Opposition Firms Up as Senate Committee Approves Federal Court Jurisdiction for Property Owners' Suits Opposing Property Takings by State and Local Governments. Following up on House action last year, the Senate Judiciary Committee has approved similar legislation involving property rights. Likely to have profound effects on state zoning proceedings and environmental regulations, the bill was supported by Senate Judiciary Committee chair, Orrin G. Hatch (R-Utah), but the vote was by straight party line. The President has committed to veto it and several Democratic senators have vowed to filibuster it. Democratic opposition is focused on the bill's potential for weakening environmental protection regulations. The bill impacts disputes over local zoning and other regulations on land use.
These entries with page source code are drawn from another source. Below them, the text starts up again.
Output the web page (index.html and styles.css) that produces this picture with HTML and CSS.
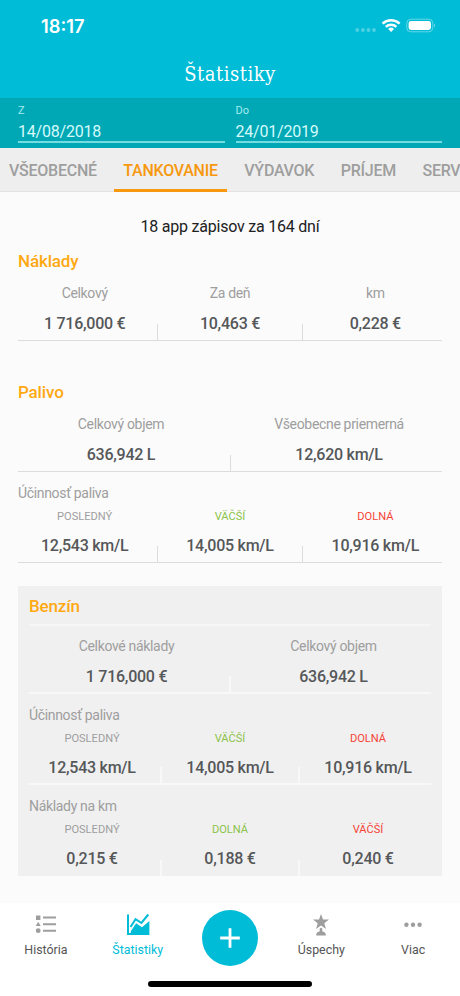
FILE: index.html
```html
<!DOCTYPE html>
<html lang="sk">
<head>
<meta charset="utf-8">
<title>Štatistiky</title>
<link rel="stylesheet" href="styles.css">
</head>
<body>
<div class="app">
  <header class="top">
    <div class="status">
      <span class="clock">18:17</span>
      <svg class="status-icons" width="80" height="20" viewBox="0 0 80 20">
        <g fill="#fff" opacity=".3"><circle cx="2.3" cy="14" r="1.9"/><circle cx="7.9" cy="14" r="1.9"/><circle cx="13.5" cy="14" r="1.9"/><circle cx="19" cy="14" r="1.9"/></g>
        <g fill="none" stroke="#fff" stroke-width="2.5"><path d="M27.6 7.6a12.4 12.4 0 0 1 17 0"/><path d="M30.8 10.9a7.7 7.7 0 0 1 10.6 0"/></g>
        <path fill="#fff" d="M33.2 12.9a4.2 4.2 0 0 1 5.8 0L36.1 16z"/>
        <rect x="51.8" y="3.2" width="26" height="12.6" rx="4" fill="none" stroke="#fff" stroke-opacity=".4"/>
        <rect x="53.6" y="5" width="22.4" height="9" rx="2.4" fill="#fff"/>
        <path d="M79 7.5q2 1.9 0 3.8z" fill="#fff" opacity=".5"/>
      </svg>
    </div>
    <h1 class="title">Štatistiky</h1>
  </header>
  <section class="dates">
    <div class="date"><span class="date-label">Z</span><span class="date-value">14/08/2018</span></div>
    <div class="date"><span class="date-label">Do</span><span class="date-value">24/01/2019</span></div>
  </section>
  <nav class="tabs">
    <span class="tab">VŠEOBECNÉ</span>
    <span class="tab active">TANKOVANIE</span>
    <span class="tab">VÝDAVOK</span>
    <span class="tab">PRÍJEM</span>
    <span class="tab">SERV</span>
  </nav>
  <main class="content">
    <p class="summary">18 app zápisov za 164 dní</p>
    <section class="group costs">
      <h2 class="heading">Náklady</h2>
      <div class="row three">
        <div class="stat"><span class="label">Celkový</span><span class="value">1 716,000 €</span></div>
        <div class="stat"><span class="label">Za deň</span><span class="value">10,463 €</span></div>
        <div class="stat"><span class="label">km</span><span class="value">0,228 €</span></div>
      </div>
    </section>
    <section class="group">
      <h2 class="heading">Palivo</h2>
      <div class="row two">
        <div class="stat"><span class="label">Celkový objem</span><span class="value">636,942 L</span></div>
        <div class="stat"><span class="label">Všeobecne priemerná</span><span class="value">12,620 km/L</span></div>
      </div>
      <h3 class="subheading">Účinnosť paliva</h3>
      <div class="row three compact">
        <div class="stat"><span class="label">POSLEDNÝ</span><span class="value">12,543 km/L</span></div>
        <div class="stat"><span class="label good">VÄČŠÍ</span><span class="value">14,005 km/L</span></div>
        <div class="stat"><span class="label bad">DOLNÁ</span><span class="value">10,916 km/L</span></div>
      </div>
    </section>
    <section class="card">
      <h2 class="heading">Benzín</h2>
      <div class="row two">
        <div class="stat"><span class="label">Celkové náklady</span><span class="value">1 716,000 €</span></div>
        <div class="stat"><span class="label">Celkový objem</span><span class="value">636,942 L</span></div>
      </div>
      <h3 class="subheading">Účinnosť paliva</h3>
      <div class="row three compact">
        <div class="stat"><span class="label">POSLEDNÝ</span><span class="value">12,543 km/L</span></div>
        <div class="stat"><span class="label good">VÄČŠÍ</span><span class="value">14,005 km/L</span></div>
        <div class="stat"><span class="label bad">DOLNÁ</span><span class="value">10,916 km/L</span></div>
      </div>
      <h3 class="subheading">Náklady na km</h3>
      <div class="row three compact last">
        <div class="stat"><span class="label">POSLEDNÝ</span><span class="value">0,215 €</span></div>
        <div class="stat"><span class="label good">DOLNÁ</span><span class="value">0,188 €</span></div>
        <div class="stat"><span class="label bad">VÄČŠÍ</span><span class="value">0,240 €</span></div>
      </div>
    </section>
  </main>
  <footer class="bottom">
    <nav class="nav">
      <a class="item">
        <svg width="24" height="24" viewBox="0 0 24 24" fill="#9e9e9e"><path d="M2 2.5h4.400v4.400H2zM9 3.500h13v2H9zM4.200 8.700l2.500 4.400h-5zM9 10.200h13v2H9zM9 16.700h13v2H9z"/><circle cx="4.200" cy="17.700" r="2.400"/></svg>
        <span>História</span>
      </a>
      <a class="item selected">
        <svg width="24" height="24" viewBox="0 0 24 24"><path d="M2 1.500v19.500h21" fill="none" stroke="#00bcd7" stroke-width="2"/><path d="M4.500 14L9.600 6.200l5.800 3.800L22.300 1.500" fill="none" stroke="#00bcd7" stroke-width="2"/><path d="M4.800 21.900v-3.700l5.300-8 5.900 4.100L23.400 8v13.900z" fill="#00bcd7"/></svg>
        <span>Štatistiky</span>
      </a>
      <a class="add"><svg width="56" height="56" viewBox="0 0 56 56"><circle cx="28" cy="28" r="28" fill="#00bcd7"/><path d="M28 18.200v19.600M18.200 28h19.600" stroke="#fff" stroke-width="2.800"/></svg></a>
      <a class="item">
        <svg width="24" height="24" viewBox="0 0 24 24" fill="#9e9e9e"><path d="M12 1l2 5.400 6 .2-4.700 3.600 1.700 5.700-5-3.300-5 3.300 1.700-5.700L4 6.600l6-.2zM10.700 15.600L12 14.700l1.300.9v3c2 .2 3.500 1.300 3.500 3.100v.8H7.200v-.8c0-1.800 1.500-2.900 3.500-3.100z"/></svg>
        <span>Úspechy</span>
      </a>
      <a class="item">
        <svg width="24" height="24" viewBox="0 0 24 24" fill="#9e9e9e"><circle cx="5.400" cy="11.700" r="2.200"/><circle cx="12" cy="11.700" r="2.200"/><circle cx="18.600" cy="11.700" r="2.200"/></svg>
        <span>Viac</span>
      </a>
    </nav>
    <div class="home"></div>
  </footer>
</div>
</body>
</html>
```
FILE: styles.css
```css
* { box-sizing: border-box; }
body { margin: 0; font-family: Roboto, sans-serif; background: #fbfbfb; }
h1, h2, h3, p { margin: 0; }
.app { width: 460px; height: 996px; display: flex; flex-direction: column; overflow: hidden; }

.top { height: 98px; flex: none; background: #00bcd7; color: #fff; }
.status { height: 50px; display: flex; justify-content: space-between; padding: 16px 25px 0 41px; }
.clock { font: 600 18.3px/20px Inter, sans-serif; }
.title { font: 400 20px/24px "Roboto Slab", "DejaVu Serif", serif; font-stretch: condensed; text-align: center; margin-top: 12px; letter-spacing: .5px; }

.dates { height: 50px; flex: none; display: grid; grid-template-columns: 1fr 1fr; gap: 11px; padding: 5px 18px 0; background: #00a8b5; }
.date { height: 40px; display: flex; flex-direction: column; border-bottom: 2px solid #72dce2; color: #d5fafb; }
.date-label { font-size: 11px; line-height: 15px; color: #a5edf0; }
.date-value { font-size: 16px; line-height: 24px; letter-spacing: -.2px; margin-top: 2px; }

.tabs { height: 44px; flex: none; display: flex; background: #eee; border-bottom: 1px solid #e3e3e3; }
.tab { flex: none; padding: 0 9px; margin-right: 8.5px; font-size: 16px; font-weight: 500; letter-spacing: -.25px; line-height: 46px; height: 44px; color: #9e9e9e; }
.tab.active { color: #f7980f; border-bottom: 3px solid #f7980f; }

.content { height: 711px; flex: none; padding: 23px 18px 0; }
.summary { font-size: 16px; line-height: 24px; letter-spacing: -.22px; text-align: center; color: #212121; }
.group { margin-top: 10px; }
.heading { font-size: 17px; font-weight: 500; line-height: 24px; letter-spacing: -.15px; color: #ffa913; }
.row { display: grid; column-gap: 12px; height: 68px; border-bottom: 1px solid #dcdcdc; }
.three { grid-template-columns: repeat(3, 1fr); }
.two { grid-template-columns: repeat(2, 1fr); }
.stat { position: relative; display: flex; flex-direction: column; align-items: center; padding-top: 10px; white-space: nowrap; }
.stat + .stat::before { content: ""; position: absolute; left: -6.5px; bottom: 0; width: 1px; height: 16px; background: #dcdcdc; }
.label { font-size: 14px; line-height: 20px; letter-spacing: -.33px; color: #9e9e9e; }
.value { font-size: 16px; font-weight: 500; line-height: 20px; letter-spacing: -.25px; margin-top: 11px; color: #555759; }
.subheading { font-size: 14px; font-weight: 400; line-height: 20px; letter-spacing: -.33px; margin-top: 11px; color: #9e9e9e; }
.costs { margin-bottom: 39px; }
.compact { height: 60px; }
.compact .stat { padding-top: 4px; }
.compact .label { font-size: 11.1px; letter-spacing: 0; }
.compact .value { margin-top: 9px; }
.label.good { color: #8bc34a; }
.label.bad { color: #f44336; }

.card { margin-top: 23px; height: 290px; padding: 8px 11px 0; background: #f0f0f0; }
.card .row { border-color: #f8f8f8; }
.card .heading + .row { margin-top: 6px; height: 70px; border-top: 2px solid #f6f6f6; border-bottom-width: 2px; }
.card .stat + .stat::before { left: -7px; background: #f8f8f8; width: 2px; }
.card .compact { height: 60px; border-bottom-width: 2px; }
.card .last { border: 0; }

.bottom { height: 93px; flex: none; background: #fff; }
.nav { width: 459px; height: 72px; display: grid; grid-template-columns: repeat(5, 1fr); }
.item { display: flex; flex-direction: column; align-items: center; padding-top: 10px; color: #555; font-size: 12.4px; line-height: 18px; }
.item span { margin-top: 4px; }
.selected { color: #00bcd7; }
.add { display: flex; justify-content: center; padding: 7px 0 0 1px; }
.home { width: 164px; height: 6px; margin: 6px auto 0; border-radius: 3px; background: #000; }
```
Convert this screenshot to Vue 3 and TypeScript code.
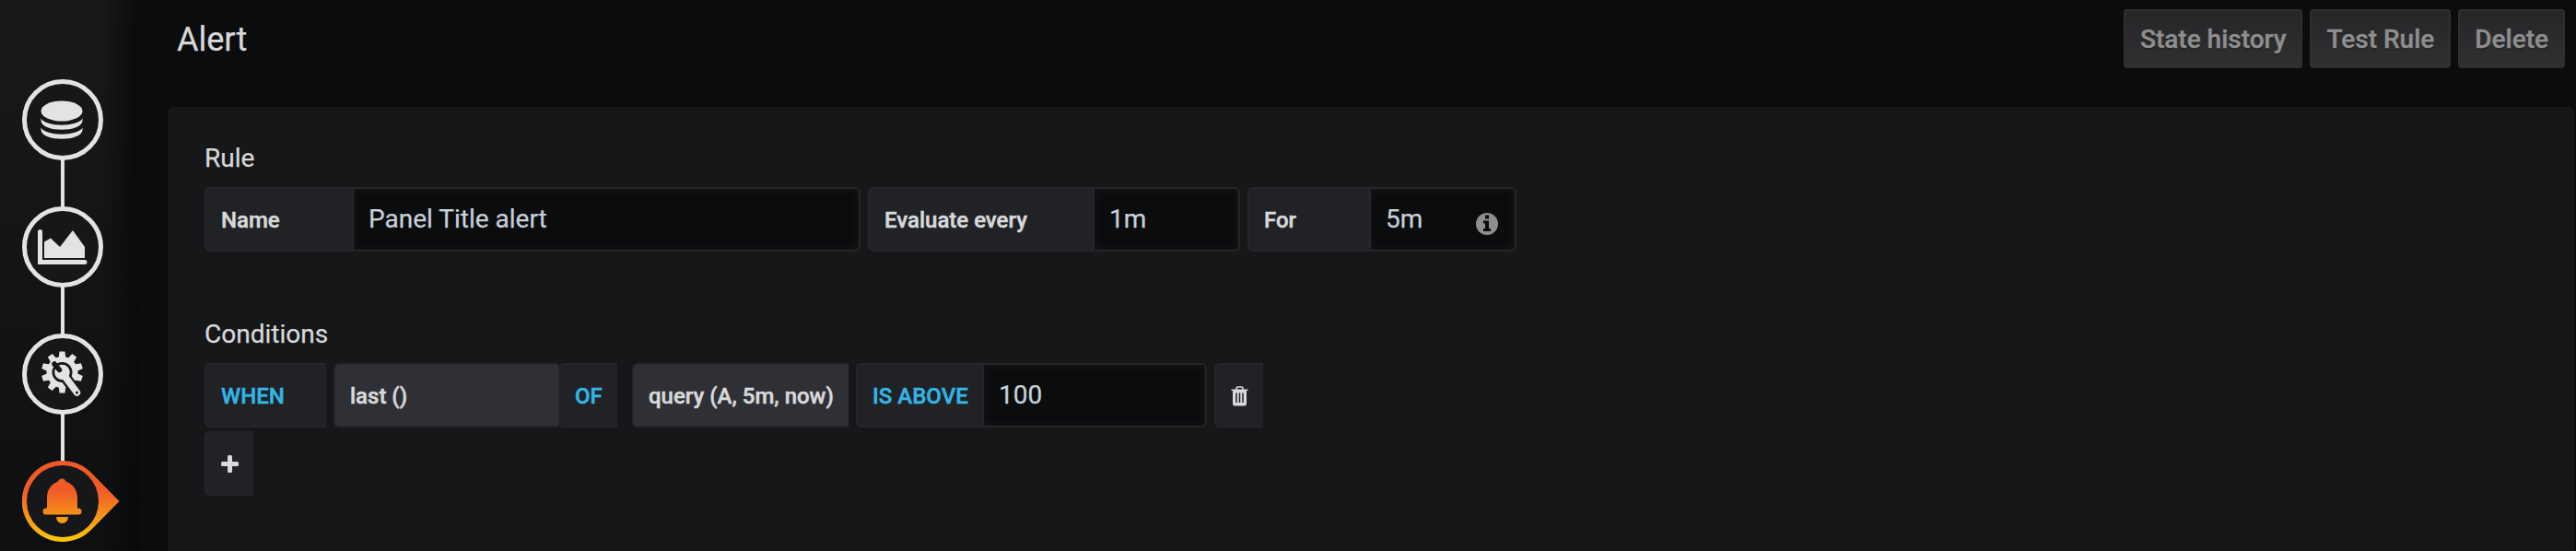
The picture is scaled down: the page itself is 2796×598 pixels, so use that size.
<script setup lang="ts">
const tabs = ['queries', 'visualization', 'general', 'alert'] as const
const actions: string[] = ['State history', 'Test Rule', 'Delete']
</script>

<template>
  <div class="editor">
    <aside class="sidebar">
      <div v-for="tab in tabs" :key="tab" class="tab" :class="{ active: tab === 'alert' }">
        <svg v-if="tab !== 'alert'" class="ring" viewBox="0 0 88 88">
          <circle cx="44" cy="44" r="41.5" fill="#161719" stroke="#e3e3e3" stroke-width="5" />
          <g v-if="tab === 'queries'" fill="#e3e3e3">
            <ellipse cx="43" cy="34.5" rx="22.5" ry="11" />
            <path d="M20.5 42.5C25 52 61 52 65.500 42.500V45C65 58 21 58 20.500 45Z" />
            <path d="M20.500 52.500C25 62 61 62 65.500 52.500V55C65 68 21 68 20.500 55Z" />
          </g>
          <g v-else-if="tab === 'visualization'" fill="#e3e3e3">
            <path d="M19.500 27.500V60.500H68" fill="none" stroke="#e3e3e3" stroke-width="5" stroke-linecap="round" />
            <path d="M24 38.500L31 34.500L41 44L55 26L68 44V56H24Z" />
          </g>
          <g v-else>
            <g fill="#e3e3e3">
              <circle cx="43.500" cy="42" r="17" />
              <path v-for="n in 10" :key="n" d="M40.500 19.500H46.500L47.500 28H39.500Z" :transform="`rotate(${n * 36} 43.500 42)`" />
            </g>
            <circle cx="43.500" cy="42" r="11" fill="#161719" />
            <path d="M45 45L59.500 64" stroke="#161719" stroke-width="12" stroke-linecap="round" />
            <circle cx="43.500" cy="42" r="8.300" fill="#e3e3e3" />
            <path d="M46 46L59.500 64" stroke="#e3e3e3" stroke-width="7.500" stroke-linecap="round" />
            <path d="M35 33L40.500 39.500" stroke="#161719" stroke-width="5.500" stroke-linecap="round" />
            <circle cx="59.500" cy="64" r="1.500" fill="#161719" />
          </g>
        </svg>
        <svg v-else class="ring pointer" viewBox="0 0 106 88">
          <defs>
            <linearGradient id="flame" gradientUnits="userSpaceOnUse" x1="0" y1="0" x2="0" y2="88">
              <stop offset="0" stop-color="#f05a28" />
              <stop offset=".36" stop-color="#f05a28" />
              <stop offset="1" stop-color="#fbca0a" />
            </linearGradient>
          </defs>
          <path d="M44 0A44 44 0 1 0 75 75L105.500 44L75 13A44 44 0 0 0 44 0Z" fill="url(#flame)" />
          <circle cx="44" cy="44" r="39" fill="#161719" />
          <g fill="url(#flame)">
            <path d="M39 22.500A4.500 4.500 0 0 1 47.500 22.500C55 25 60 32 60 40V51.500H61A3.500 3.500 0 0 1 61 58.500H26A3.500 3.500 0 0 1 26 51.500H27V40C27 32 31.500 25 39 22.500Z" />
            <path d="M37 61H50A6.500 7 0 0 1 37 61Z" />
          </g>
        </svg>
      </div>
    </aside>

    <main class="content">
      <header class="toolbar">
        <h2 class="title">Alert</h2>
        <button v-for="a in actions" :key="a" class="btn">{{ a }}</button>
      </header>

      <section class="panel">
        <h5 class="heading">Rule</h5>
        <div class="row">
          <span class="label w-name">Name</span>
          <span class="input w-title">Panel Title alert</span>
          <span class="label spaced w-every">Evaluate every</span>
          <span class="input w-time">1m</span>
          <span class="label spaced w-for">For</span>
          <span class="input w-time">5m
            <svg class="info" viewBox="0 0 24 24">
              <circle cx="12" cy="12" r="12" fill="#8e8e8e" />
              <path d="M10 2.500h4v4h-4zM8 8.500h6v8.500h2v3H8v-3h2v-5.500H8z" fill="#0b0c0e" />
            </svg>
          </span>
        </div>

        <h5 class="heading second">Conditions</h5>
        <div class="row">
          <span class="label keyword w-when">WHEN</span>
          <span class="label spaced dim w-last">last ()</span>
          <span class="label keyword w-of">OF</span>
          <span class="label dim w-query">query (A, 5m, now)</span>
          <span class="label keyword spaced w-above">IS ABOVE</span>
          <span class="input w-value">100</span>
          <span class="label spaced w-trash">
            <svg class="trash" viewBox="0 0 19 22">
              <path d="M6 4V2.500Q6 1 7.500 1H11.500Q13 1 13 2.500V4" fill="none" stroke="#d8d9da" stroke-width="1.600" />
              <path d="M.5 3.500H18.500V5H17V19Q17 21.500 15 21.500H4Q2 21.500 2 19V5H.5Z" fill="#d8d9da" />
              <path d="M6 7.500V18M9.500 7.500V18M13 7.500V18" stroke="#212124" stroke-width="1.500" />
            </svg>
          </span>
        </div>
        <div class="row add-row">
          <span class="label w-add">
            <svg class="plus" viewBox="0 0 19 19">
              <path d="M8.500 0h2q1.500 0 1.500 1.500V7h5.500Q19 7 19 8.500v2q0 1.500-1.500 1.500H12v5.500q0 1.500-1.500 1.500h-2Q7 19 7 17.500V12H1.500Q0 12 0 10.500v-2Q0 7 1.500 7H7V1.500Q7 0 8.500 0z" fill="#d8d9da" />
            </svg>
          </span>
        </div>
      </section>
    </main>
  </div>
</template>

<style>
body {
  margin: 0;
  background: #0b0c0e;
}
</style>

<style scoped>
.editor {
  display: flex;
  box-sizing: border-box;
  height: 598px;
  overflow: hidden;
  background: #0b0c0e;
  color: #d8d9da;
  font-family: Roboto, "Liberation Sans", sans-serif;
  -webkit-text-stroke: .25px currentColor;
}
.sidebar {
  flex: none;
  box-sizing: border-box;
  width: 152px;
  padding: 86px 0 0 24px;
  display: flex;
  flex-direction: column;
  gap: 50px;
  background: linear-gradient(90deg, transparent 110px, rgba(8, 9, 11, .85) 148px), linear-gradient(180deg, #18191b, #0e0f11);
}
.tab {
  position: relative;
  height: 88px;
  flex: none;
}
.tab:not(.active)::after {
  content: "";
  position: absolute;
  left: 42px;
  top: 87px;
  width: 4px;
  height: 52px;
  background: #e3e3e3;
}
.ring {
  display: block;
  width: 88px;
  height: 88px;
}
.ring.pointer {
  width: 106px;
}
.content {
  flex: 1;
  padding: 0 2px 0 30px;
  display: flex;
  flex-direction: column;
}
.toolbar {
  display: flex;
  align-items: flex-start;
  box-sizing: border-box;
  height: 116px;
  gap: 8px;
  padding: 10px 10px 0;
}
.title {
  flex: 1;
  margin: 9px 0 0;
  font-size: 36px;
  line-height: 48px;
  font-weight: 400;
}
.btn {
  box-sizing: border-box;
  height: 64px;
  padding: 1px 16px 0;
  border: 2px solid #2f2f32;
  border-radius: 4px;
  background: linear-gradient(180deg, #262628, #303032);
  color: #8e8e8e;
  font: 500 28px/56px Roboto, sans-serif;
  -webkit-text-stroke: .4px currentColor;
  text-shadow: 0 2px 0 rgba(0, 0, 0, .3);
}
.panel {
  flex: 1;
  padding: 38px 40px 0;
  border-radius: 6px 6px 0 0;
  background: #161719;
}
.heading {
  margin: 0 0 13px;
  font-size: 28px;
  line-height: 36px;
  font-weight: 400;
}
.heading.second {
  margin-top: 72px;
}
.row {
  display: flex;
}
.add-row {
  margin-top: 4px;
}
.label,
.input {
  box-sizing: border-box;
  display: flex;
  align-items: center;
  height: 70px;
  border: 2px solid #262628;
  white-space: pre;
}
.label {
  padding: 2px 0 0 16px;
  border-right-width: 0;
  border-radius: 6px 0 0 6px;
  background: #212226;
  font-size: 24px;
  font-weight: 500;
  -webkit-text-stroke: .5px currentColor;
}
.label.dim {
  background: #2f3036;
}
.label.keyword {
  color: #33b5e5;
}
.input {
  position: relative;
  padding: 0 0 1px 16px;
  border-radius: 0 6px 6px 0;
  background: #0b0c0e;
  box-shadow: inset 0 0 10px #17181a;
  color: #c7d0d9;
  font-size: 28px;
}
.spaced {
  margin-left: 8px;
}
.w-name { width: 160px; }
.w-title { width: 552px; }
.w-every { width: 244px; }
.w-time { width: 160px; }
.w-for { width: 132px; }
.w-when { width: 132px; }
.w-last { width: 244px; }
.w-of { width: 64px; }
.w-query { width: 235px; margin-left: 16px; }
.w-above { width: 137px; }
.w-value { width: 244px; }
.w-trash { width: 53px; }
.w-add { width: 53px; padding-top: 0; }
.info {
  position: absolute;
  right: 18px;
  top: 26px;
  width: 24px;
  height: 24px;
}
.trash {
  width: 19px;
  height: 22px;
}
.plus {
  width: 19px;
  height: 19px;
}
</style>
Proponents claim it would achieve faster resolution of disputes over land-use regulation through expanded federal court jurisdiction.
The bill would allow property owners immediate access to federal court jurisdiction in challenges to local regulations and abrogate the doctrine of abstention that allows federal courts to defer to state courts where state claims are involved. It would also provide for Court of Federal Claims jurisdiction in cases where plaintiffs either seek monetary damages, to invalidate federal laws and regulations, or to enjoin federal regulatory actions.